If you can't say anything nice....

....don't say anything at all. I was taught that. Sometimes I live by that. Sometimes.

Lately, I just have nothing nice to say, about most topics. This has some to do with politics, but mostly about my own life. The last two years have been ugly. Ugly ugly. I began seeing a therapist to navigate these life changes, but I didn't want to become a bitter old woman. "How can I do all this and not become bitter?" "I'm tired of being unhappy." "When can I be happy?" I don't have tears every day now; I have tears many days, though. I have grief most days. I have fear most days. I am overwhelmed most days. 

I was also taught that what goes around, comes around. I truly believe (believed?) that and I wonder which thing I did in my distant past has brought these life changes around. What should I have changed, avoided, said, not said, did, not did, worn, not worn, felt, not felt.....it's a vicious circle. I'm not sure that philosophy is very productive or helpful but I can't help but believe it since it was ingrained in me by my grandmother from a young age.There are plenty of schmucks in the world who seem to live without ugly consequences for their misdeeds. How do they get a pass?

How can one work so hard to reach a goal, only to be tossed like a feather in the wind? It's unfair. It hurts. And it leaves me silent. No body truly truly wants to hear a sob-story from someone else, unless they're being paid. Enter, the therapist. It's not a satisfying, however, because the therapist can't really feel the rage and betrayal that a familiar friend can. They just sit and nod and parrot and take notes. A familiar friend can rage alongside you, can cry real tears with you. But even the best friends get tired with- and for you and of trying to help shoulder the ugly. It's really not fair to spread that awfulness around, even with that familiar friend who asks to help and support. They still get tired. Just like I'm tired. The therapist listens and listens while I process and rehash, but it's not as satisfying as I would like. "How can I reach a goal when the goal line picks up and moves away?" I keep re-living and re-hashing.

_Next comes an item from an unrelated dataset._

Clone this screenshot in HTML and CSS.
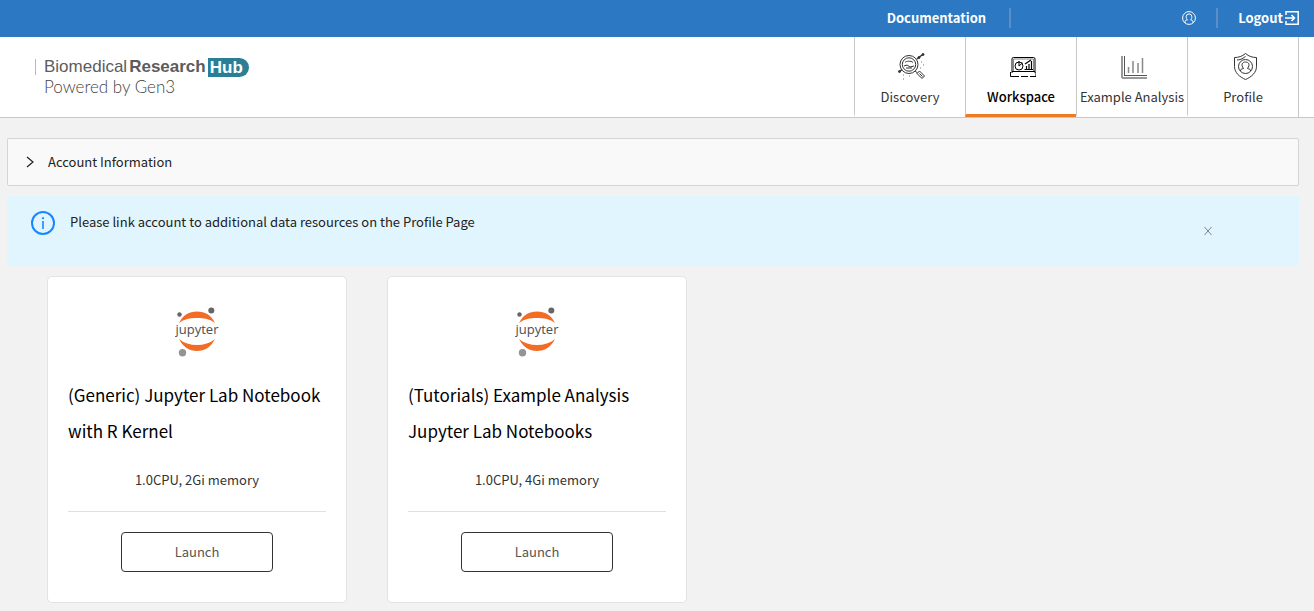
FILE: index.html
```html
<!DOCTYPE html>
<html lang="en">
<head>
<meta charset="utf-8">
<title>Biomedical Research Hub - Workspace</title>
<link rel="stylesheet" href="styles.css">
</head>
<body>
<header>
  <div class="top-bar">
    <a class="top-link docs" href="#">Documentation</a>
    <a class="top-link user" href="#" aria-label="User">
      <svg width="14" height="14" viewBox="0 0 14 14" fill="none" stroke="#fff">
        <circle cx="7" cy="7" r="6.400"/>
        <path d="M3 12v-1.500c0-1 1-1.300 2.500-1.500C4.300 8 4.200 7 4.200 5.700a2.800 2.800 0 0 1 5.600 0C9.800 7 9.700 8 8.500 9c1.500.2 2.500.5 2.500 1.500V12"/>
      </svg>
    </a>
    <a class="top-link logout" href="#">Logout
      <svg width="14" height="14" viewBox="0 0 14 14" fill="none" stroke="#fff" stroke-width="1.500">
        <path d="M1 4V.8h12.200v12.400H1V10M0 7h9.500M6.500 4l3 3-3 3"/>
      </svg>
    </a>
  </div>
  <div class="nav-bar">
    <a class="brand" href="#">
      <span class="brand-name">Biomedical <b>Research</b> <b class="hub">Hub</b></span>
      <span class="brand-sub">Powered by Gen3</span>
    </a>
    <nav>
      <a class="tab" href="#">
        <svg width="30" height="30" viewBox="-2 -1 30 30" fill="none" stroke="#333">
          <circle cx="12" cy="12.500" r="9"/><circle cx="12" cy="12.500" r="6.700"/>
          <path d="m18 19 2.500 2M20 21.500l2.500-2.500 5 5-2.500 2.500ZM22.500 21.500l3 3"/>
          <path d="M8 10.500c1-1.500 6-2 8 0M7 14l3-1 3 2 4-1M9 16h6"/>
          <path d="m20 7 3-2.500 3-2M2 20l3-2.500" stroke-width="1.500"/>
          <circle cx="26" cy="2.500" r="1" fill="#333"/><circle cx="22" cy="5.500" r="1" fill="#333"/><circle cx="2.500" cy="19.500" r="1" fill="#333"/>
          <path d="M24 10h1M26 13h1M23 16h1M12 24h1M6 23h1M6 27h1" stroke="#777"/>
        </svg>
        <span>Discovery</span>
      </a>
      <a class="tab active" href="#" aria-current="page">
        <svg width="30" height="30" viewBox="-3 -2 30 30" fill="none" stroke="#000">
          <path d="M3 20V6q0-1.500 1.500-1.500h20q1.500 0 1.500 1.500v14"/>
          <path d="M4.500 19V6h20v13" stroke="#888"/>
          <path d="M3 18.500h23M1.500 19v4.500H10M27 19v4.500H21M12 23.500h7"/>
          <circle cx="10" cy="13" r="4"/><path d="M10 13V8M10 13l3.500-3"/>
          <path d="M17.500 16v-3M20 16v-5M22.500 16V8M16 11l6-4M15.500 16.500H24" stroke-width="1.200"/>
        </svg>
        <span>Workspace</span>
      </a>
      <a class="tab" href="#">
        <svg class="chart-icon" width="30" height="30" viewBox="-3 -1 30 30" fill="none">
          <path d="M2 4v22M2 26h25" stroke="#999" stroke-width="2"/>
          <path d="M4.500 4v19M4 23.500h23" stroke="#555"/>
          <path d="M8.500 21v-6M13 21V9M18 21V11M22.500 21V6" stroke="#888" stroke-width="1.500"/>
        </svg>
        <span>Example Analysis</span>
      </a>
      <a class="tab" href="#">
        <svg width="30" height="30" viewBox="-2 -1 30 30" fill="none" stroke="#333">
          <path d="M15.500 1.500C12 4.500 8.500 5.500 4.500 5.500v9c0 6 5 10.500 11 13 6-2.500 11-7 11-13v-9c-4 0-7.500-1-11-4Z"/>
          <path d="M7 8c3 0 5-1 8.500-3.500"/>
          <circle cx="15.500" cy="14.500" r="7"/>
          <path d="M10.500 19v-1c.5-1 1.500-1 3-1.500-3-4-1-6.500 2-6.500s5 2.500 2 6.500c1.500.5 2.500.5 3 1.500v1"/>
        </svg>
        <span>Profile</span>
      </a>
    </nav>
  </div>
</header>
<main>
  <button class="collapse" type="button" aria-expanded="false">
    <svg width="10" height="12" viewBox="0 0 10 12" fill="none" stroke="#222" stroke-width="1.200"><path d="m1 1 6 5-6 5"/></svg>
    Account Information
  </button>
  <section class="alert" role="status">
    <svg width="24" height="24" viewBox="0 0 24 24" fill="none" stroke="#1687ff">
      <circle cx="12" cy="12" r="11" stroke-width="2"/>
      <path d="M12 10v8" stroke-width="1.600"/><circle cx="12" cy="7.200" r=".7" fill="#1687ff"/>
    </svg>
    <p>Please link account to additional data resources on the Profile Page</p>
    <button class="close" type="button" aria-label="Close">
      <svg width="10" height="10" viewBox="0 0 10 10" fill="none" stroke="#7b8790"><path d="m1.500 1 7 8M8.500 1l-7 8"/></svg>
    </button>
  </section>
  <div class="cards">
    <article class="card">
      <svg class="logo" viewBox="0 0 44 50" role="img" aria-label="Jupyter">
        <path d="M4 16C8 8 14 4.500 22 4.500s14 3.500 18 11.500C35 12 29 11 22 11S9 12 4 16Z" fill="#f26c25"/>
        <path d="M4 32c4 8 10 12 18 12s14-4 18-12c-5 4-11 6-18 6S9 36 4 32Z" fill="#f26c25"/>
        <circle cx="36.300" cy="3.600" r="3" fill="#666"/>
        <circle cx="4.500" cy="7.500" r="2.200" fill="#666"/>
        <circle cx="7.500" cy="45.800" r="3.700" fill="#949494"/>
        <text x="22" y="27" text-anchor="middle" class="jupyter-word">jupyter</text>
      </svg>
      <h2>(Generic) Jupyter Lab Notebook with R Kernel</h2>
      <p>1.0CPU, 2Gi memory</p>
      <div class="action"><button class="launch" type="button">Launch</button></div>
    </article>
    <article class="card">
      <svg class="logo" viewBox="0 0 44 50" role="img" aria-label="Jupyter">
        <path d="M4 16C8 8 14 4.500 22 4.500s14 3.500 18 11.500C35 12 29 11 22 11S9 12 4 16Z" fill="#f26c25"/>
        <path d="M4 32c4 8 10 12 18 12s14-4 18-12c-5 4-11 6-18 6S9 36 4 32Z" fill="#f26c25"/>
        <circle cx="36.300" cy="3.600" r="3" fill="#666"/>
        <circle cx="4.500" cy="7.500" r="2.200" fill="#666"/>
        <circle cx="7.500" cy="45.800" r="3.700" fill="#949494"/>
        <text x="22" y="27" text-anchor="middle" class="jupyter-word">jupyter</text>
      </svg>
      <h2>(Tutorials) Example Analysis Jupyter Lab Notebooks</h2>
      <p>1.0CPU, 4Gi memory</p>
      <div class="action"><button class="launch" type="button">Launch</button></div>
    </article>
  </div>
</main>
</body>
</html>
```
FILE: styles.css
```css
* { box-sizing: border-box; }
body {
  margin: 0;
  background: #f2f2f2;
  color: #222;
  font: 13px/20px "Noto Sans CJK SC", sans-serif;
}
a { color: inherit; text-decoration: none; }
p, h2 { margin: 0; }
button { font: inherit; color: inherit; cursor: pointer; }

.top-bar {
  display: flex;
  justify-content: flex-end;
  align-items: center;
  height: 37px;
  padding: 0 15px 2px 0;
  background: #2c78c2;
  color: #fff;
  font-weight: 600;
}
.top-link { display: flex; align-items: center; height: 20px; }
.docs, .user { border-right: 2px solid #5b8dc7; }
.docs { padding-right: 23px; }
.user { justify-content: flex-end; width: 207px; padding-right: 20px; }
.logout { gap: 2px; padding-left: 20px; }

.nav-bar {
  display: flex;
  justify-content: space-between;
  height: 81px;
  padding-right: 15px;
  background: #fff;
  border-bottom: 1px solid #c8c8c8;
}
.brand { padding: 20px 0 0 35px; color: #5c5c5c; }
.brand-name {
  display: flex;
  gap: 2px;
  align-items: center;
  height: 20px;
  font: 17px/20px "Liberation Sans", Arial, sans-serif;
}
.brand-name::before {
  content: "";
  width: 1px;
  height: 16px;
  margin-right: 6px;
  background: #9bc5cd;
}
.hub {
  padding: 0 6px 0 2px;
  background: #2a7f97;
  color: #fff;
  border-radius: 0 10px 10px 0;
  line-height: 19px;
}
.brand-sub {
  display: block;
  padding-left: 9px;
  color: #444;
  font: 300 17px/20px Lato, sans-serif;
}

nav { display: flex; border-right: 1px solid #c8c8c8; }
.tab {
  display: flex;
  flex-direction: column;
  align-items: center;
  width: 111px;
  padding-top: 14px;
  gap: 6px;
  border-left: 1px solid #c8c8c8;
  border-bottom: 3px solid transparent;
  color: #333;
  white-space: nowrap;
}
.tab.active { border-bottom-color: #ee7a22; color: #000; font-weight: 500; }

main { padding: 20px 15px 8px 7px; }
.collapse {
  display: flex;
  align-items: center;
  gap: 12px;
  width: 100%;
  height: 48px;
  padding: 0 18px;
  background: #f9f9f9;
  border: 1px solid #d4d4d4;
  border-radius: 2px;
}
.alert {
  display: flex;
  gap: 15px;
  height: 70px;
  margin: 10px 0;
  padding: 15px 86px 0 24px;
  background: #e1f5fe;
}
.alert p { flex: 1; padding-top: 1px; }
.close {
  display: flex;
  align-self: flex-start;
  margin-top: 15px;
  padding: 0;
  border: 0;
  background: none;
}

.cards { display: flex; flex-wrap: wrap; gap: 40px; padding-left: 40px; }
.card {
  display: flex;
  flex-direction: column;
  width: 300px;
  padding: 30px 20px;
  background: #fff;
  border: 1px solid #e3e3e3;
  border-radius: 5px;
  text-align: center;
}
.logo { align-self: center; width: 44px; height: 50px; }
.jupyter-word { font: 13px "Open Sans", sans-serif; fill: #4e4e4e; }
.card h2 {
  margin: 20px 0 21px;
  font-size: 17px;
  line-height: 36px;
  font-weight: 400;
  color: #000;
  text-align: left;
}
.card p { color: #333; }
.action { margin-top: 21px; padding-top: 20px; border-top: 1px solid #e0e0e0; }
.launch {
  width: 152px;
  height: 40px;
  background: #fff;
  border: 1px solid #333;
  border-radius: 4px;
  color: #555;
}
```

So, I just need to shut up. No one wants to hear the ugly details. No one wants to really know. It's sad, truly. And we wonder why there's such an epidemic of loneliness in the world. I'm lonely. I'm alone AND lonely. Everyone wants to stay out of everyone else's business, except when they're a keyboard warrior on social media, and no one wants to pick sides in a situation, except then they honestly don't have to buy in as a keyboard warrior on social media. So, we avoid our neighbors but barge in on international conversations we know nothing about. 

But, for those who ask, I speak carefully so as not to become a villain in my own story. And not tire everyone out. I'm just negative. All. The. Time. I don't like it - I just can't see the silver lining. I can't see the end of the tunnel. I can't find a blessing. "When will I be happy?" "When can I stop crying?"

My home is not my home. My career is not my career. My community turned out to not be my community. Words ring empty. Colors are dull. Loneliness is my mountain each day. To those who are getting their revenge on me: I hope you're happy.